Deep within you there is always a potential for flourishing. This is a potential for loving-kindness, compassion, and inner peace. Try to get in touch with and experience this potential that is always present, like a nugget of gold, in your heart and mind. You need to develop this potential. Begin by becoming familiar with your own mind.
The Beginning of Meditation.
1.Sit quietly, in a comfortable but balanced posture. Whether you sit cross-legged on a cushion or more conventionally on a chair, try to keep your back straight, yet without being tense.
2.Rest your hands on your knees or thighs or in your lap,
3.keep your eyes lightly gazing in the space in front of you,
4.and breathe naturally.
5. Watch your mind, the coming and going of thoughts.... Just watch them arising and let them come and go, without trying to stop them, but without fueling them either.
At first thoughts rush through your mind like a waterfall. After a while your thoughts will become like a peaceful river. If you practice regularly, eventually your mind will easily become serene, like a calm ocean.
Whenever new thoughts arise, like waves raised by the wind, do not be bothered by them, they will soon dissolve back into the ocean.
(pp.57-58)
Using Mental Imagery
When a powerful feeling of desire, envy, pride, aggression, or greed plagues your mind, try to imagine situations that are sources of peace. Transport yourself mentally to the shore of a placid lake or to a high mountaintop overlooking a broad vista. Imagine yourself sitting serenely, your mind as vast and clear as a cloudless sky, as calm as a windless ocean. Experience this calmness. Watch your inner tempests subside and let this feeling of peace grow anew in your mind. (p. 74)
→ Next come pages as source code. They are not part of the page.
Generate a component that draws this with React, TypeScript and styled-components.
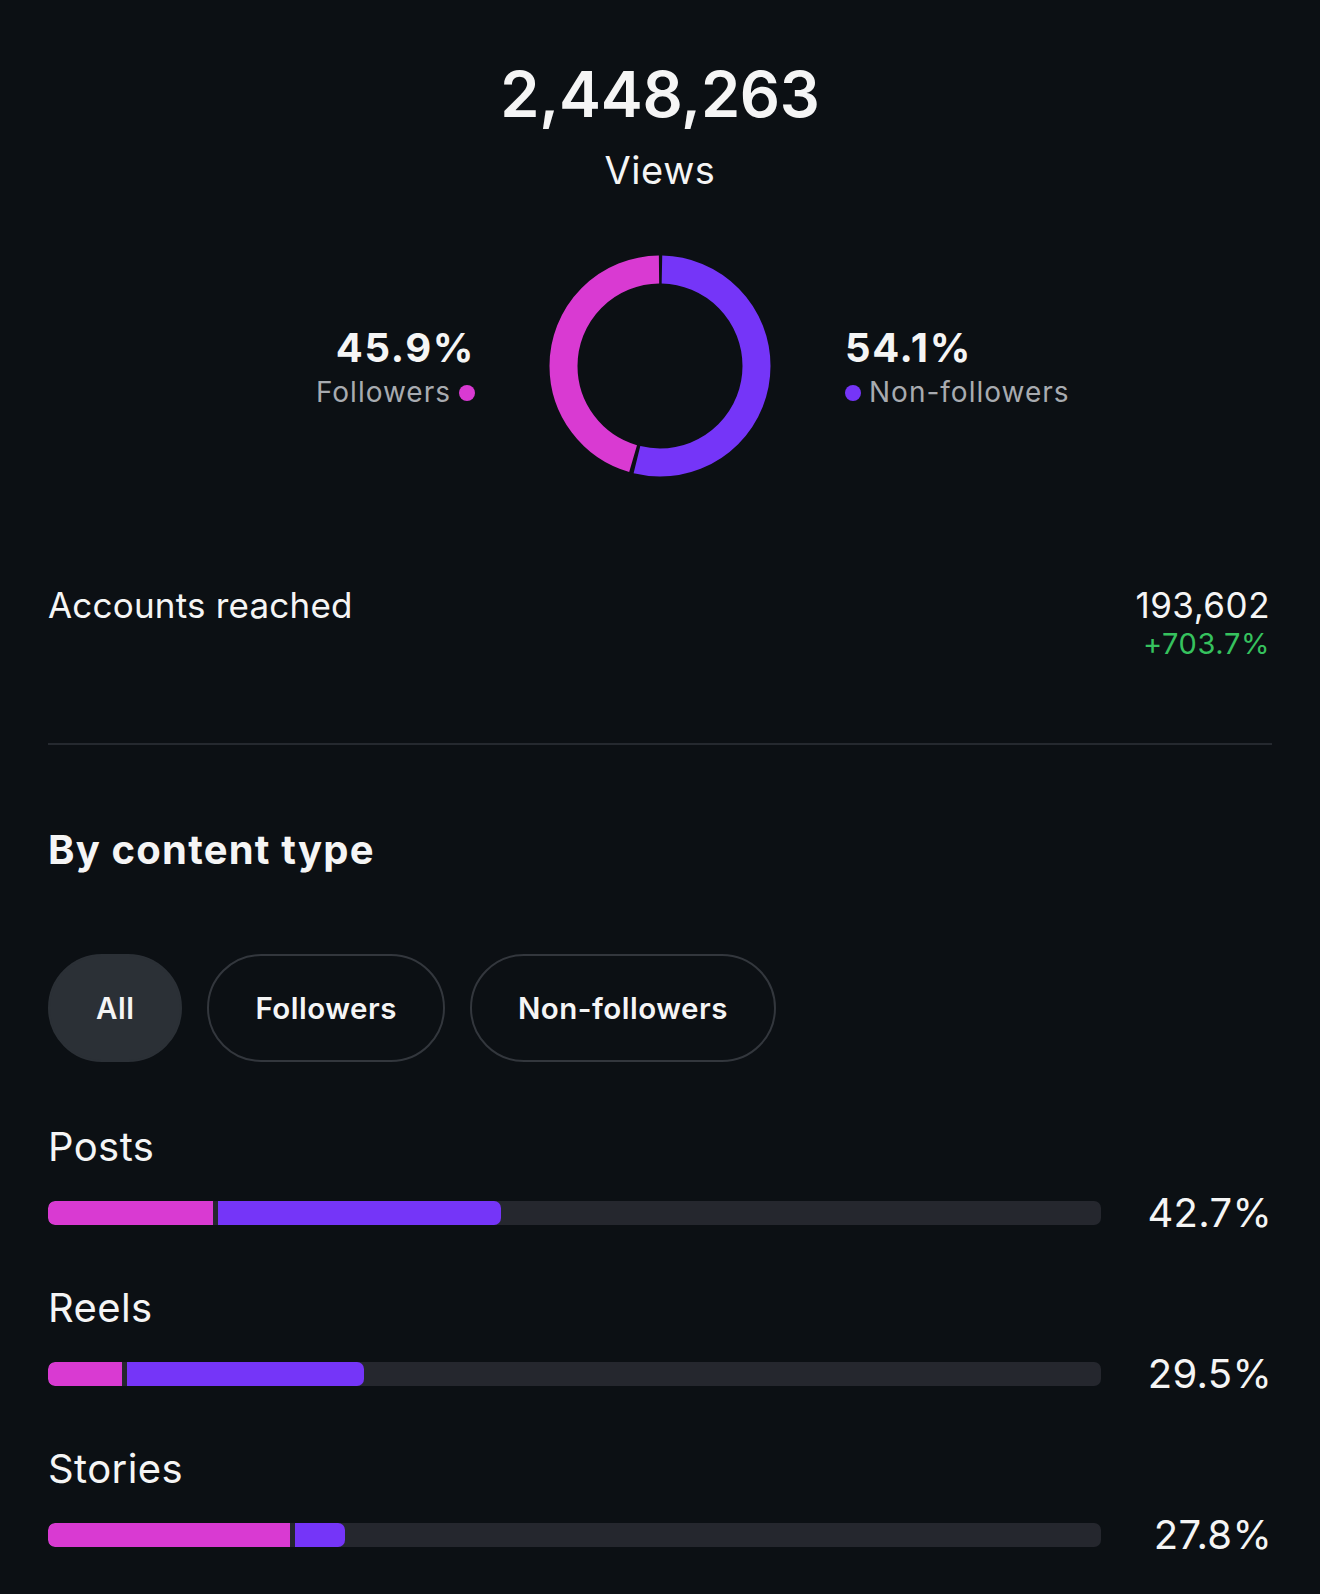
import React from "react";
import styled, { createGlobalStyle } from "styled-components";

const GlobalStyle = createGlobalStyle`
  html, body {
    margin: 0;
    padding: 0;
    background: #0c1014;
  }
  body {
    font-family: Inter, "Noto Sans", "Liberation Sans", sans-serif;
    color: #f5f5f5;
    -webkit-font-smoothing: antialiased;
  }
  * { box-sizing: border-box; }
`;

const PINK = "#d93ad2";
const PURPLE = "#7535f8";

const Page = styled.main`
  min-height: 1594px;
  padding: 57px 48px 40px;
  display: flex;
  flex-direction: column;
`;

const Header = styled.header`
  display: flex;
  flex-direction: column;
  align-items: center;
  gap: 15px;
`;

const BigNumber = styled.div`
  font-size: 63px;
  font-weight: 600;
  line-height: 1.2;
  letter-spacing: -0.3px;
`;

const BigLabel = styled.div`
  font-size: 38px;
  font-weight: 400;
  line-height: 1.2;
  letter-spacing: 0.6px;
`;

const DonutRow = styled.section`
  margin-top: 62px;
  display: grid;
  grid-template-columns: 1fr 222px 1fr;
  column-gap: 74px;
  align-items: center;
`;

const Legend = styled.div<{ $align: "left" | "right" }>`
  display: flex;
  flex-direction: column;
  align-items: ${(p) => (p.$align === "right" ? "flex-end" : "flex-start")};
  gap: 4px;
  margin-top: 2px;
`;

const LegendValue = styled.div`
  font-size: 40px;
  font-weight: 700;
  line-height: 1.2;
  letter-spacing: 1.6px;
`;

const LegendLabel = styled.div`
  display: flex;
  align-items: center;
  gap: 8px;
  font-size: 28px;
  line-height: 1.2;
  letter-spacing: 1px;
  color: #a8abb0;
`;

const Dot = styled.span<{ $color: string }>`
  width: 16px;
  height: 16px;
  border-radius: 50%;
  background: ${(p) => p.$color};
  flex: none;
`;

const Donut: React.FC<{ share: number }> = ({ share }) => {
  const size = 222;
  const c = size / 2;
  const r = 96.5;
  const C = 2 * Math.PI * r;
  const g = 4;
  const purple = share * C;
  const pink = C - purple;
  return (
    <svg width={size} height={size} viewBox={`0 0 ${size} ${size}`}>
      <g transform={`rotate(-90 ${c} ${c})`}>
        <circle
          cx={c}
          cy={c}
          r={r}
          fill="none"
          stroke={PURPLE}
          strokeWidth={28}
          strokeDasharray={`${purple - g} ${C}`}
          strokeDashoffset={-g / 2}
        />
        <circle
          cx={c}
          cy={c}
          r={r}
          fill="none"
          stroke={PINK}
          strokeWidth={28}
          strokeDasharray={`${pink - g} ${C}`}
          strokeDashoffset={-(purple + g / 2)}
        />
      </g>
    </svg>
  );
};

const StatRow = styled.section`
  margin-top: 107px;
  display: flex;
  justify-content: space-between;
  align-items: flex-start;
`;

const StatLabel = styled.div`
  font-size: 35px;
  line-height: 1.2;
  letter-spacing: 0.2px;
`;

const StatValues = styled.div`
  display: flex;
  flex-direction: column;
  align-items: flex-end;
  gap: 1px;
  margin-right: 2px;
`;

const StatNumber = styled.div`
  font-size: 35px;
  line-height: 1.2;
  letter-spacing: 0.5px;
`;

const StatChange = styled.div`
  font-size: 29px;
  line-height: 1.2;
  letter-spacing: 0.6px;
  color: #36c25e;
`;

const Divider = styled.hr`
  margin: 81px 0 0;
  border: none;
  height: 2px;
  background: #25292f;
`;

const SectionTitle = styled.h2`
  margin: 81px 0 0;
  font-size: 40px;
  font-weight: 700;
  line-height: 1.2;
  letter-spacing: 1.2px;
`;

const PillBar = styled.div`
  margin-top: 80px;
  display: flex;
  gap: 25px;
`;

const Pill = styled.button<{ $active?: boolean }>`
  height: 108px;
  padding: 0 46px;
  border-radius: 54px;
  border: 2px solid ${(p) => (p.$active ? "#2b3036" : "#33373d")};
  background: ${(p) => (p.$active ? "#2b3036" : "transparent")};
  color: #f5f5f5;
  font-family: inherit;
  font-size: 29.5px;
  font-weight: 600;
  letter-spacing: 0.5px;
  cursor: pointer;
`;

const TypeList = styled.div`
  margin-top: 61px;
  display: flex;
  flex-direction: column;
  gap: 47px;
`;

const TypeItem = styled.div`
  display: flex;
  flex-direction: column;
  gap: 18px;
`;

const TypeLabel = styled.div`
  font-size: 40px;
  line-height: 1.2;
  letter-spacing: 0.4px;
`;

const BarRow = styled.div`
  display: grid;
  grid-template-columns: 1fr 171px;
  align-items: center;
`;

const Track = styled.div`
  height: 24px;
  border-radius: 7px;
  background: #25272e;
  overflow: hidden;
  display: flex;
`;

const Fill = styled.div`
  height: 100%;
  display: flex;
  gap: 5px;
`;

const Segment = styled.div<{ $color: string; $side: "left" | "right" }>`
  height: 100%;
  background: ${(p) => p.$color};
  border-radius: ${(p) => (p.$side === "left" ? "7px 0 0 7px" : "0 7px 7px 0")};
`;

const Percent = styled.div`
  font-size: 40px;
  line-height: 1.2;
  text-align: right;
  letter-spacing: 0.3px;
`;

const types = [
  { label: "Posts", pct: "42.7%", total: 43.02, followers: 15.67 },
  { label: "Reels", pct: "29.5%", total: 30.01, followers: 7.03 },
  { label: "Stories", pct: "27.8%", total: 28.21, followers: 22.98 },
];

export default function App() {
  return (
    <>
      <GlobalStyle />
      <Page>
        <Header>
          <BigNumber>2,448,263</BigNumber>
          <BigLabel>Views</BigLabel>
        </Header>

        <DonutRow>
          <Legend $align="right">
            <LegendValue>45.9%</LegendValue>
            <LegendLabel>
              Followers
              <Dot $color={PINK} />
            </LegendLabel>
          </Legend>
          <Donut share={0.541} />
          <Legend $align="left">
            <LegendValue>54.1%</LegendValue>
            <LegendLabel>
              <Dot $color={PURPLE} />
              Non-followers
            </LegendLabel>
          </Legend>
        </DonutRow>

        <StatRow>
          <StatLabel>Accounts reached</StatLabel>
          <StatValues>
            <StatNumber>193,602</StatNumber>
            <StatChange>+703.7%</StatChange>
          </StatValues>
        </StatRow>

        <Divider />

        <SectionTitle>By content type</SectionTitle>

        <PillBar>
          <Pill $active>All</Pill>
          <Pill>Followers</Pill>
          <Pill>Non-followers</Pill>
        </PillBar>

        <TypeList>
          {types.map((t) => (
            <TypeItem key={t.label}>
              <TypeLabel>{t.label}</TypeLabel>
              <BarRow>
                <Track>
                  <Fill style={{ width: `${t.total}%` }}>
                    <Segment
                      $color={PINK}
                      $side="left"
                      style={{ width: `${(t.followers / t.total) * 100}%` }}
                    />
                    <Segment $color={PURPLE} $side="right" style={{ flex: 1 }} />
                  </Fill>
                </Track>
                <Percent>{t.pct}</Percent>
              </BarRow>
            </TypeItem>
          ))}
        </TypeList>
      </Page>
    </>
  );
}
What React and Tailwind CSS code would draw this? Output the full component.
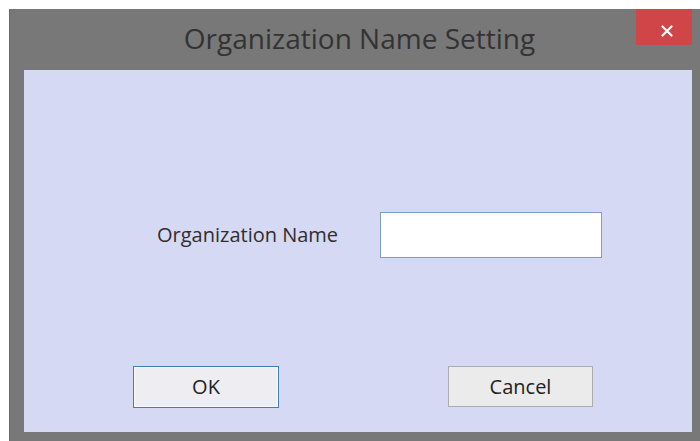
import React from "react";

const font = { fontFamily: '"Open Sans", "Noto Sans", sans-serif' };

export default function App() {
  return (
    <div className="w-[700px] h-[441px] bg-white pt-[9px] pl-[9px]" style={font}>
      <div className="w-[691px] h-[432px] bg-[#787878] flex flex-col border-l border-[#6a6a6a]">
        {/* title bar */}
        <div className="h-[61px] flex">
          <div className="flex-1 pl-[73px] pt-[12px] text-center text-[28px] leading-[34px] text-[#333333] whitespace-nowrap">
            Organization Name Setting
          </div>
          <button className="w-[56px] h-[36px] mr-[8px] bg-[#cf4548] flex items-center justify-center pl-[6px] pt-[8px]">
            <svg width="12" height="12" viewBox="0 0 12 12">
              <path d="M1.5 1.5 L10.5 10.5 M10.5 1.5 L1.5 10.5" stroke="#ffffff" strokeWidth="2.2" strokeLinecap="round" />
            </svg>
          </button>
        </div>

        {/* dialog body */}
        <div className="flex-1 ml-[14px] mr-[8px] mb-[9px] bg-[#d6d9f3] flex flex-col">
          <div className="flex items-center mt-[142px] ml-[133px]">
            <span className="text-[20px] text-[#2e2e2e] w-[223px] whitespace-nowrap">Organization Name</span>
            <input
              type="text"
              className="w-[222px] h-[46px] bg-white border border-[#7d9cc8] outline-none"
            />
          </div>
          <div className="flex mt-[108px] ml-[109px]">
            <button className="w-[146px] h-[42px] border border-[#3d7fb6] bg-[#eeedf1] shadow-[inset_0_0_0_1px_#f7f9fc] text-[20px] text-[#222222]">
              OK
            </button>
            <button className="w-[145px] h-[41px] ml-[169px] border border-[#acacac] bg-[#ebebeb] text-[20px] text-[#222222]">
              Cancel
            </button>
          </div>
        </div>
      </div>
    </div>
  );
}
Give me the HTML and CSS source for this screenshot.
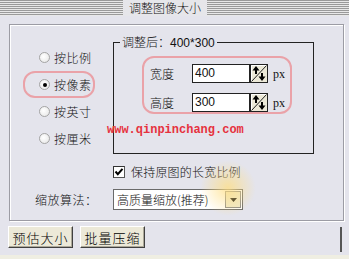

Develop Benevolence and Compassion
1.Begin by generating a powerful feeling of warmth, loving-kindness, and compassion for all beings.
2.Then imagine those who are enduring suffering similar to or worse than your own.
3.As you breathe out, visualize you are sending them all your happiness, vitality, good fortune, health and so on, on your breath in the form of cool, white luminous nectar. Picture them fully absorbing the nectar, which soothes their pains and fulfills their aspirations....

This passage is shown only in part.